Exercise instructions = Exclude the pictures, then repeat the remaining data exactly.

Stored data =

-- START --

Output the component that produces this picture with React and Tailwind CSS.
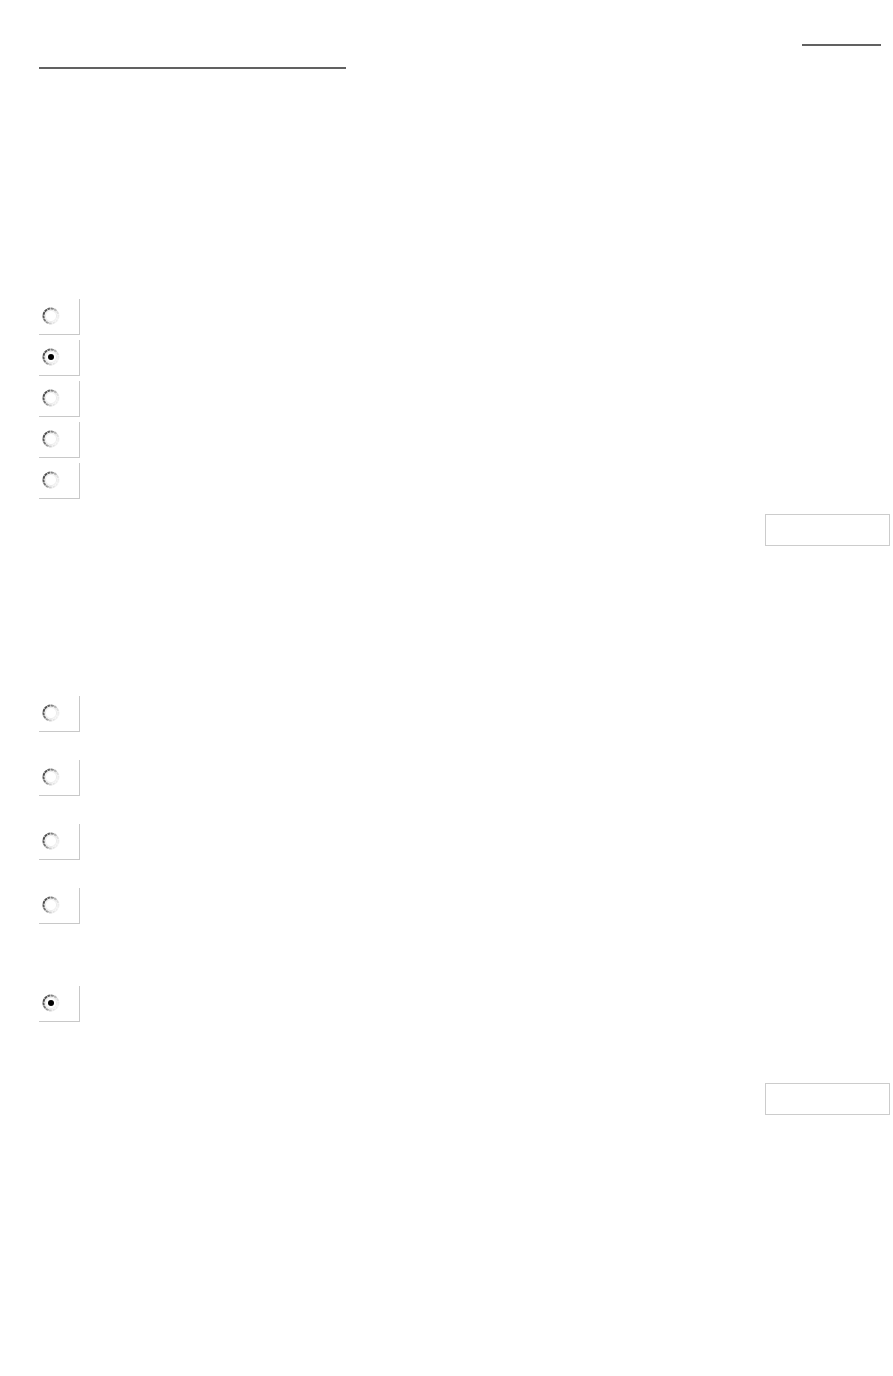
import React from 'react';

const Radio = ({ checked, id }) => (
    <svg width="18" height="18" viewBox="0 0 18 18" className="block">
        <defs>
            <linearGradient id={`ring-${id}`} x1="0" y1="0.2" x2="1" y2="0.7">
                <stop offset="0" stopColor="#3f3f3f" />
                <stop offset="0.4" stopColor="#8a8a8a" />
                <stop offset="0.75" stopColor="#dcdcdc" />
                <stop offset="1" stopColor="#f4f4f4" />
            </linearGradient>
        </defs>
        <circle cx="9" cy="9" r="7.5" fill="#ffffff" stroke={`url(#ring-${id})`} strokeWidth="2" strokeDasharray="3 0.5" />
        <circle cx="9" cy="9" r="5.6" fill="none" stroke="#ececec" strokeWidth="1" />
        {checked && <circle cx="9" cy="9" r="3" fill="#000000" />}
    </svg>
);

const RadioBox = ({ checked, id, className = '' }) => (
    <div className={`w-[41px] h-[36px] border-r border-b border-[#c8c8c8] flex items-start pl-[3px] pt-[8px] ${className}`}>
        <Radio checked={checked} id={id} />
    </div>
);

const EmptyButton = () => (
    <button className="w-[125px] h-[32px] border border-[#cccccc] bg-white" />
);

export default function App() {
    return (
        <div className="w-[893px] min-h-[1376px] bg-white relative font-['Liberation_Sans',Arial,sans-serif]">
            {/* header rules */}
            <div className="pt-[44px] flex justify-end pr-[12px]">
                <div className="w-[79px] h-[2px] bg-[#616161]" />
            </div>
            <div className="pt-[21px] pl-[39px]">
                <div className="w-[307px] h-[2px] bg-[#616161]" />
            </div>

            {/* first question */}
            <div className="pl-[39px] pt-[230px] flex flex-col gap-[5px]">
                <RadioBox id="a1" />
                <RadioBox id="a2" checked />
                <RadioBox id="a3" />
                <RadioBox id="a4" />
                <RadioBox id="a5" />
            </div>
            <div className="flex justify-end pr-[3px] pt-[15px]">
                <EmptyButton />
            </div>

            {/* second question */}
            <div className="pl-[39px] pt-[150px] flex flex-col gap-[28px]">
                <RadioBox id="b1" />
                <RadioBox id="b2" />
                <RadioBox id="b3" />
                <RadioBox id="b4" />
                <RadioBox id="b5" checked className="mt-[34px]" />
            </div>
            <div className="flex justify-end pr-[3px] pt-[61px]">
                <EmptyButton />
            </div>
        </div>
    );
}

-- END --

Finished exercise =
Output the component that produces this picture with React and Tailwind CSS.
import React from 'react';

const Radio = ({ checked, id }) => (
    <svg width="18" height="18" viewBox="0 0 18 18" className="block">
        <defs>
            <linearGradient id={`ring-${id}`} x1="0" y1="0.2" x2="1" y2="0.7">
                <stop offset="0" stopColor="#3f3f3f" />
                <stop offset="0.4" stopColor="#8a8a8a" />
                <stop offset="0.75" stopColor="#dcdcdc" />
                <stop offset="1" stopColor="#f4f4f4" />
            </linearGradient>
        </defs>
        <circle cx="9" cy="9" r="7.5" fill="#ffffff" stroke={`url(#ring-${id})`} strokeWidth="2" strokeDasharray="3 0.5" />
        <circle cx="9" cy="9" r="5.6" fill="none" stroke="#ececec" strokeWidth="1" />
        {checked && <circle cx="9" cy="9" r="3" fill="#000000" />}
    </svg>
);

const RadioBox = ({ checked, id, className = '' }) => (
    <div className={`w-[41px] h-[36px] border-r border-b border-[#c8c8c8] flex items-start pl-[3px] pt-[8px] ${className}`}>
        <Radio checked={checked} id={id} />
    </div>
);

const EmptyButton = () => (
    <button className="w-[125px] h-[32px] border border-[#cccccc] bg-white" />
);

export default function App() {
    return (
        <div className="w-[893px] min-h-[1376px] bg-white relative font-['Liberation_Sans',Arial,sans-serif]">
            {/* header rules */}
            <div className="pt-[44px] flex justify-end pr-[12px]">
                <div className="w-[79px] h-[2px] bg-[#616161]" />
            </div>
            <div className="pt-[21px] pl-[39px]">
                <div className="w-[307px] h-[2px] bg-[#616161]" />
            </div>

            {/* first question */}
            <div className="pl-[39px] pt-[230px] flex flex-col gap-[5px]">
                <RadioBox id="a1" />
                <RadioBox id="a2" checked />
                <RadioBox id="a3" />
                <RadioBox id="a4" />
                <RadioBox id="a5" />
            </div>
            <div className="flex justify-end pr-[3px] pt-[15px]">
                <EmptyButton />
            </div>

            {/* second question */}
            <div className="pl-[39px] pt-[150px] flex flex-col gap-[28px]">
                <RadioBox id="b1" />
                <RadioBox id="b2" />
                <RadioBox id="b3" />
                <RadioBox id="b4" />
                <RadioBox id="b5" checked className="mt-[34px]" />
            </div>
            <div className="flex justify-end pr-[3px] pt-[61px]">
                <EmptyButton />
            </div>
        </div>
    );
}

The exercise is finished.